Toda a política de desenvolvimento assenta hoje no planeamento económico. O crescimento económico de um país não se dará no ritmo necessário, e cair-se-á no retrocesso ou na estagnação, se ele for deixado à livre iniciativa de cada um dos seus elementos públicos ou privados, sem coordenação e ordem de prioridade.
E isto nas economias de direcção central e nas economias de mercado.

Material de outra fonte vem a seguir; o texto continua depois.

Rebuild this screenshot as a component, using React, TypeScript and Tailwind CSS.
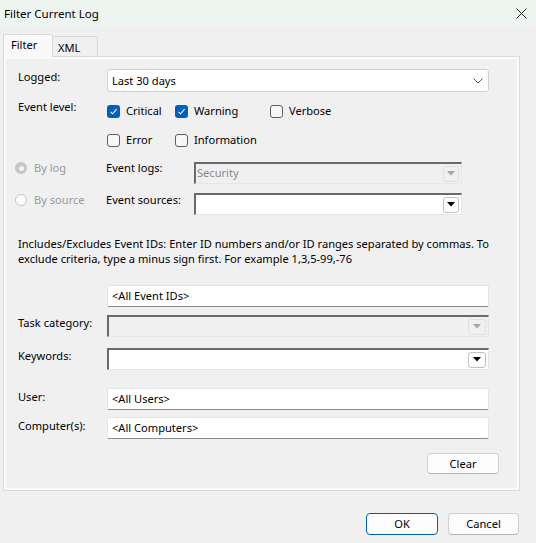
import React from 'react';

const font = { fontFamily: '"Noto Sans", "Open Sans", sans-serif' };

function Check({ checked }: { checked?: boolean }) {
  if (checked) {
    return (
      <span className="w-[13px] h-[13px] rounded-[3px] bg-[#005fb8] flex items-center justify-center shrink-0">
        <svg width="9" height="9" viewBox="0 0 9 9">
          <path d="M1.5 4.8 L3.6 6.8 L7.6 2.2" stroke="#fff" strokeWidth="1.1" fill="none" />
        </svg>
      </span>
    );
  }
  return <span className="w-[13px] h-[13px] rounded-[3px] border border-[#5f5f5f] bg-[#f7f7f7] shrink-0" />;
}

function CheckItem({ label, checked, w }: { label: string; checked?: boolean; w: string }) {
  return (
    <div className={`flex items-center gap-[6px] h-[16px] ${w}`}>
      <Check checked={checked} />
      <span className="leading-[16px]">{label}</span>
    </div>
  );
}

function Radio({ checked }: { checked?: boolean }) {
  if (checked) {
    return (
      <span className="w-[12px] h-[12px] rounded-full bg-[#c5c5c5] flex items-center justify-center shrink-0">
        <span className="w-[5px] h-[5px] rounded-full bg-[#f3f3f3]" />
      </span>
    );
  }
  return <span className="w-[12px] h-[12px] rounded-full border border-[#c8c8c8] bg-[#fafafa] shrink-0" />;
}

function OldCombo({ w, disabled, text, btnW = 'w-[16px]' }: { w: string; disabled?: boolean; text?: string; btnW?: string }) {
  return (
    <div
      className={`${w} h-[22px] flex items-center justify-between border-t-2 border-l-2 border-t-[#6a6a6a] border-l-[#6a6a6a] border-r border-b border-r-[#e6e6e6] border-b-[#e6e6e6] ${disabled ? 'bg-[#f0f0f0]' : 'bg-white'}`}
    >
      <span className="pl-[1px] leading-[16px] -mt-[2px] text-[#8a8a8a]">{text}</span>
      <span
        className={`${btnW} h-[16px] mr-[2px] rounded-[3px] border flex items-center justify-center ${disabled ? 'border-[#e0e0e0] bg-[#f0f0f0]' : 'border-[#c2c2c2] bg-[#fdfdfd]'}`}
      >
        <svg width="8" height="5" viewBox="0 0 8 5">
          <path d="M0 0 H8 L4 4.5 Z" fill={disabled ? '#a6a6a6' : '#000'} />
        </svg>
      </span>
    </div>
  );
}

function TextBox({ value }: { value: string }) {
  return (
    <div className="w-[382px] h-[22px] bg-white border border-[#e5e5e5] border-b-[#8a8a8a] rounded-[2px] flex items-center pl-[4px]">
      <span className="leading-[16px]">{value}</span>
    </div>
  );
}

export default function App() {
  return (
    <div style={font} className="w-[536px] h-[543px] bg-[#f0f0f0] text-[11.1px] text-black overflow-hidden">
      <div className="h-[27px] bg-[#eef5f1] flex items-center justify-between pl-[4px] pr-[9px]">
        <span className="leading-[16px] text-[11.5px]">Filter Current Log</span>
        <svg width="11" height="11" viewBox="0 0 11 11">
          <path d="M0.5 0.5 L10.5 10.5 M10.5 0.5 L0.5 10.5" stroke="#222" strokeWidth="1" />
        </svg>
      </div>

      <div className="flex items-end pl-[3px] h-[29px]">
        <div className="w-[50px] h-[23px] bg-[#f9f9f9] border border-b-0 border-[#d9d9d9] pl-[7px] pt-[2px] leading-[16px] relative top-[1px]">
          Filter
        </div>
        <div className="w-[45px] h-[20px] bg-[#f0f0f0] border border-l-0 border-b-0 border-[#d9d9d9] pl-[5px] pt-[3px] leading-[16px]">
          XML
        </div>
      </div>

      <div className="ml-[3px] w-[517px] h-[435px] border border-[#d9d9d9]">
        <div className="w-full h-full border-2 border-[#fafafa] flex flex-col pt-[10px]">
          <div className="flex pl-[12px]">
            <div className="w-[89px] leading-[16px]">Logged:</div>
            <div className="w-[382px] h-[23px] bg-white border border-[#d0d0d0] rounded-[3px] flex items-center justify-between pl-[4px] pr-[5px]">
              <span className="leading-[16px]">Last 30 days</span>
              <svg width="10" height="6" viewBox="0 0 10 6">
                <path d="M0.5 0.5 L5 5 L9.5 0.5" stroke="#555" strokeWidth="1" fill="none" />
              </svg>
            </div>
          </div>

          <div className="flex pl-[12px] mt-[7px]">
            <div className="w-[89px] leading-[16px]">Event level:</div>
            <div className="flex flex-col pt-[4px] gap-[13px]">
              <div className="flex">
                <CheckItem label="Critical" checked w="w-[68px]" />
                <CheckItem label="Warning" checked w="w-[95px]" />
                <CheckItem label="Verbose" w="w-[80px]" />
              </div>
              <div className="flex">
                <CheckItem label="Error" w="w-[68px]" />
                <CheckItem label="Information" w="w-[95px]" />
              </div>
            </div>
          </div>

          <div className="flex pl-[9px] mt-[12px] h-[24px]">
            <div className="w-[91px] flex items-center gap-[7px] h-[16px] text-[#9a9a9a]">
              <Radio checked />
              <span className="leading-[16px]">By log</span>
            </div>
            <div className="w-[88px] leading-[16px]">Event logs:</div>
            <div className="mt-[2px]">
              <OldCombo w="w-[268px]" disabled text="Security" />
            </div>
          </div>

          <div className="flex pl-[9px] mt-[8px] h-[24px]">
            <div className="w-[91px] flex items-center gap-[7px] h-[16px] text-[#9a9a9a]">
              <Radio />
              <span className="leading-[16px]">By source</span>
            </div>
            <div className="w-[88px] leading-[16px]">Event sources:</div>
            <div className="mt-[1px]">
              <OldCombo w="w-[268px]" />
            </div>
          </div>

          <div className="pl-[12px] mt-[20px] whitespace-nowrap flex flex-col">
            <span className="leading-[15px] h-[15px]">
              Includes/Excludes Event IDs: Enter ID numbers and/or ID ranges separated by commas. To
            </span>
            <span className="leading-[15px] h-[15px]">exclude criteria, type a minus sign first. For example 1,3,5-99,-76</span>
          </div>

          <div className="pl-[101px] mt-[19px]">
            <TextBox value="<All Event IDs>" />
          </div>

          <div className="flex pl-[12px] mt-[8px]">
            <div className="w-[89px] leading-[16px]">Task category:</div>
            <OldCombo w="w-[382px]" disabled btnW="w-[18px]" />
          </div>

          <div className="flex pl-[12px] mt-[11px]">
            <div className="w-[89px] leading-[16px]">Keywords:</div>
            <OldCombo w="w-[382px]" btnW="w-[18px]" />
          </div>

          <div className="flex pl-[12px] mt-[18px]">
            <div className="w-[89px] leading-[16px] pt-[1px]">User:</div>
            <TextBox value="<All Users>" />
          </div>

          <div className="flex pl-[12px] mt-[7px]">
            <div className="w-[89px] leading-[16px] pt-[1px]">Computer(s):</div>
            <TextBox value="<All Computers>" />
          </div>

          <div className="flex justify-end pr-[18px] mt-[14px]">
            <button className="w-[72px] h-[21px] bg-[#fdfdfd] border border-[#d0d0d0] border-b-[#b5b5b5] rounded-[4px] leading-[16px]">
              Clear
            </button>
          </div>
        </div>
      </div>

      <div className="flex justify-end gap-[10px] pr-[17px] mt-[22px]">
        <button className="w-[72px] h-[22px] bg-[#fdfdfd] border border-[#005fb8] rounded-[4px] leading-[16px]">OK</button>
        <button className="w-[71px] h-[22px] bg-[#fdfdfd] border border-[#d0d0d0] border-b-[#b5b5b5] rounded-[4px] leading-[16px]">
          Cancel
        </button>
      </div>
    </div>
  );
}
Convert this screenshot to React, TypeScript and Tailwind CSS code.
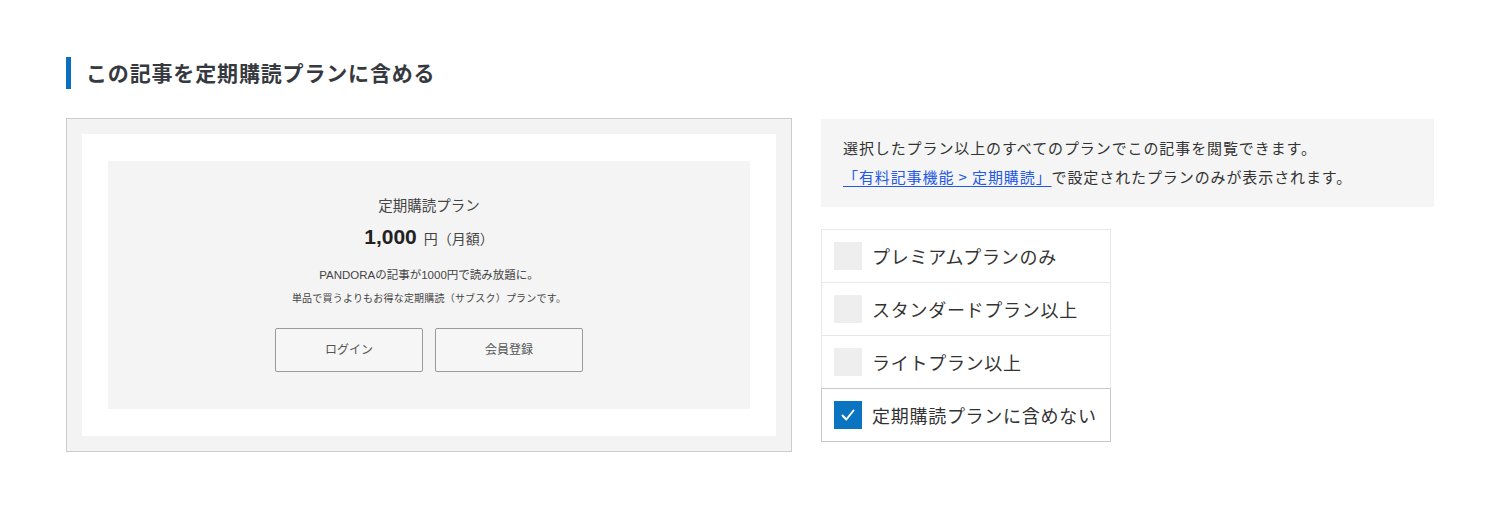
import React, { useState } from 'react';

const plans = [
    { id: 'premium', label: 'プレミアムプランのみ' },
    { id: 'standard', label: 'スタンダードプラン以上' },
    { id: 'light', label: 'ライトプラン以上' },
    { id: 'none', label: '定期購読プランに含めない' },
];

const PreviewCard: React.FC = () => (
    <div className="w-[726px] h-[334px] border border-[#cdcdcd] bg-[#f3f3f3] p-[15px] shrink-0">
        <div className="h-full bg-white px-[26px] py-[27px]">
            <div className="h-full bg-[#f4f4f4] flex flex-col items-center pt-[35px] text-[#444]" style={{ fontFamily: '"Liberation Sans", "Noto Sans CJK JP", sans-serif' }}>
                <p className="text-[14.5px] leading-[20px]">定期購読プラン</p>
                <p className="mt-[7px] leading-[28px] text-[#222]">
                    <span className="text-[21px] font-bold">1,000</span>
                    <span className="text-[14px] ml-[7px] text-[#444]">円（月額）</span>
                </p>
                <p className="mt-[10px] text-[11.5px] leading-[24px]">PANDORAの記事が1000円で読み放題に。</p>
                <p className="text-[10px] tracking-[0.02em] leading-[24px]">単品で買うよりもお得な定期購読（サブスク）プランです。</p>
                <div className="mt-[17px] flex gap-[12px]">
                    <button className="w-[148px] h-[44px] border border-[#9a9a9a] rounded-[2px] bg-[#f6f6f6] text-[12px] text-[#555]">ログイン</button>
                    <button className="w-[148px] h-[44px] border border-[#9a9a9a] rounded-[2px] bg-[#f6f6f6] text-[12px] text-[#555]">会員登録</button>
                </div>
            </div>
        </div>
    </div>
);

export default function App() {
    const [selected, setSelected] = useState('none');

    return (
        <div className="min-h-[518px] bg-white pl-[66px] pt-[57px] text-[#333]" style={{ fontFamily: '"Noto Sans CJK JP", "Noto Sans", sans-serif' }}>
            <h2 className="border-l-[5px] border-[#0a6fbf] pl-[15px] h-[32px] flex items-center text-[21px] font-bold tracking-[0.04em] text-[#363a40]">
                この記事を定期購読プランに含める
            </h2>
            <div className="mt-[29px] flex gap-[29px]">
                <PreviewCard />
                <div className="w-[613px] pt-px">
                    <div className="bg-[#f5f5f5] pl-[22px] pt-[14px] pb-[16px] text-[15px] leading-[29px] tracking-[0.06em] text-[#333]">
                        <p>選択したプラン以上のすべてのプランでこの記事を閲覧できます。</p>
                        <p>
                            <a href="#" className="text-[#2458e6] underline underline-offset-[3px]">「有料記事機能 &gt; 定期購読」</a>
                            で設定されたプランのみが表示されます。
                        </p>
                    </div>
                    <div className="mt-[22px] w-[290px] flex flex-col">
                        {plans.map((p, i) => {
                            const checked = selected === p.id;
                            return (
                                <label
                                    key={p.id}
                                    onClick={() => setSelected(p.id)}
                                    className={`relative flex items-center h-[54px] pl-[12px] border cursor-pointer ${i > 0 ? '-mt-px' : ''} ${checked ? 'border-[#c9c9c9] z-10' : 'border-[#e8e8e8]'}`}
                                >
                                    <span className={`w-[28px] h-[28px] flex items-center justify-center shrink-0 ${checked ? 'bg-[#0a74c0]' : 'bg-[#eeeeee]'}`}>
                                        {checked && (
                                            <svg width="18" height="18" viewBox="0 0 18 18" fill="none">
                                                <path d="M3.5 9.5l3.8 4L14.5 4.5" stroke="white" strokeWidth="2" strokeLinecap="round" strokeLinejoin="round" />
                                            </svg>
                                        )}
                                    </span>
                                    <span className="ml-[10px] text-[18px] tracking-[0.04em] text-[#333]">{p.label}</span>
                                </label>
                            );
                        })}
                    </div>
                </div>
            </div>
        </div>
    );
}
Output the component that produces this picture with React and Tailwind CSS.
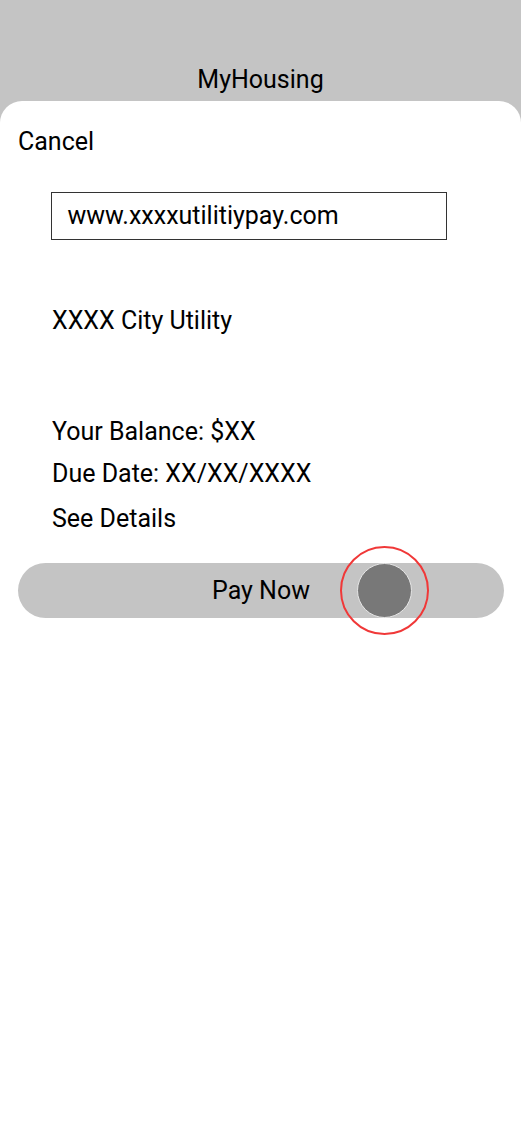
export default function App() {
  return (
    <div
      className="min-h-[1128px] flex flex-col bg-[#c4c4c4] text-black"
      style={{ fontFamily: "Roboto, 'Liberation Sans', sans-serif" }}
    >
      <header className="h-[101px] shrink-0 pt-[66px] text-center text-[25px] leading-[28px]">
        MyHousing
      </header>
      <main className="flex-1 bg-white rounded-t-[22px] flex flex-col pt-[27px] text-[25px] leading-[28px]">
        <button className="self-start ml-[18px] text-left">Cancel</button>
        <div className="mt-[36px] ml-[51px] w-[396px] h-[48px] border-[1.5px] border-[#333] flex items-center pl-[15.5px]">
          www.xxxxutilitiypay.com
        </div>
        <div className="mt-[67px] ml-[52px]">XXXX City Utility</div>
        <div className="mt-[83px] ml-[52px]">Your Balance: $XX</div>
        <div className="mt-[13.5px] ml-[52px]">Due Date: XX/XX/XXXX</div>
        <div className="mt-[17.5px] ml-[52px]">See Details</div>
        <div className="relative mt-[30px] ml-[18px] w-[486px] h-[55px] rounded-full bg-[#c4c4c4] flex items-center justify-center">
          <span>Pay Now</span>
          <div className="absolute left-[338.5px] top-0 w-[55px] h-[55px] rounded-full bg-[#787878] border border-[#e6e6e6]" />
          <div className="absolute left-[321.5px] top-[-17px] w-[89px] h-[89px] rounded-full border-[2.5px] border-[#f03838]" />
        </div>
      </main>
    </div>
  );
}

Será bom não esquecer- que a primeira experiência de planeamento económico em grande escala realizada neste século visava essencialmente objectivos muito diversos do desenvolvimento de um povo, social e económicamente atrasado, antes a defesa da ditadura do proletariado contra a ameaça dos 125 milhões de agricultores que se opunham aos 25 milhões de trabalhadores industriais. E como o Estado era o único proprietário dos instrumentos de produção, repartição e troca, e também o único patrão, o planeamento foi até ao pormenor monstruoso de considerar a forma como todo o ser humano deveria ocupar a existência durante os cinco anos da sua execução.
Essa dolorosa experiência, que custou milhões de vidas humanas, não impediu que certos países dominados pela economia de mercado viessem a recorrer ao planeamento, considerado fora do âmbito do conceito de Estado senhor e dono da totalidade dos meios de produção, mas como técnica capaz de orientar e ordenar a comunidade durante um determinado período de tempo no sentido de objectivos ou metas económicas e sociais.
A moderna economia dos grandes espaços obriga, na verdade, a uma avaliação dos recursos potenciais e reais de uma nação e ao seu aproveitamento em termos de concorrência, que as actuações dispersas dos sectores privados e a neutralidade do poder público poriam em grave risco perante o vigor ofensivo das restantes partes integrantes dos respectivos espaços ou de outros espaços.
A circunstância de Portugal constituir com outros países da Europa meridional um grupo em desenvolvimento obriga a encarar sem demoras e com decisão o problema de atingir a dimensão económica que corresponda às exigências de uma integração sem o risco da bilha de barro perante a bilha de ferro e manter a consistência necessária para sustentar as obrigações impostas pela defesa dos territórios africanos.
Dizia o Sr. Ministro da Economia, em 28 de Outubro findo, em Lausana, depois da reunião da E. F. I. A., que importa que o desenvolvimento económico português prossiga em ritmo cada vez mais rápido.
Dentro dessa linha de pensamento, em que todos estaremos de acordo, permito-me acrescentar que se ao respeito pela dignidade do homem repugna usar métodos de planeamento totalitário, contrários à nossa sensibilidade e aos comandos doutrinários e constitucionais, também aquelas exigências imperiosas de se alcançar um desenvolvimento rápido da economia do País impõem que o Plano de Fomento seja, na verdade, um instrumento da programação global desse desenvolvimento, mas não mera e passivamente indicativo.
De pouco valerá, se não dispuser de meios estatais de execução suficientemente robustos para resistir à incapacidade, deficiência, timidez, debilidade ou falta de espírito de empresa que caracteriza muitos sectores da iniciativa privada. O Plano terá de aparecer com instrumentos jurídicos adequados, recursos orçamentais do sector público, participação corajosa deste em empresas de economia mista em determinados sectores, privados, industriais e de utilidade geral, sobretudo nos de base, e organismos de pesquisa, investigação, estudo e comando suficientemente autónomos e maleáveis para se adaptarem às incertezas técnico-económicas que dominarão inevitavelmente o decorrer dos próximos seis anos.
Enfim, o Plano só poderá ter boa execução se for estruturado por uma boa política. E lembro-me, ao falar de boa política, do Prof. Marcelo Caetano, quando dizia que «um país rico, habitado por gente com espírito de iniciativa, pode conquistar invejável nível de vida, mesmo quando mal governado. No nosso caso, porém, não nos podemos dar ao luxo do desgoverno».
Peço licença para acrescentar que desgoverno também se entenderá por falta de decisão suficiente para colocar todos os instrumentos económicos nacionais ao serviço da comunidade e do seu bem-estar, mesmo que para isso se haja de descontentar uma minoria que o não compreenda ou a quem falte espírito para o fazer.
Apetece-me pôr aqui a palavra de Santo Agostinho: «O homem não pode querer senão querendo.»
Sr. Presidente: Portugal ainda não atingiu o grau de desenvolvimento necessário para alinhar com o grupo privilegiado dos desenvolvidos, como, aliás, a Espanha, a Jugoslávia, a Grécia e a Turquia. A O. C. D. E. considera países em desenvolvimento aqueles cujo produto nacional por pessoa não atinge os 700 dólares, que correspondem a mais ou menos 20 contos; possuem mais de 35 por cento da população activa ocupada no sector agrícola; suportam uma emigração elevada; não excedem no consumo de electricidade a capitação de 800 kWh; e têm a sua balança comercial fortemente deficitária.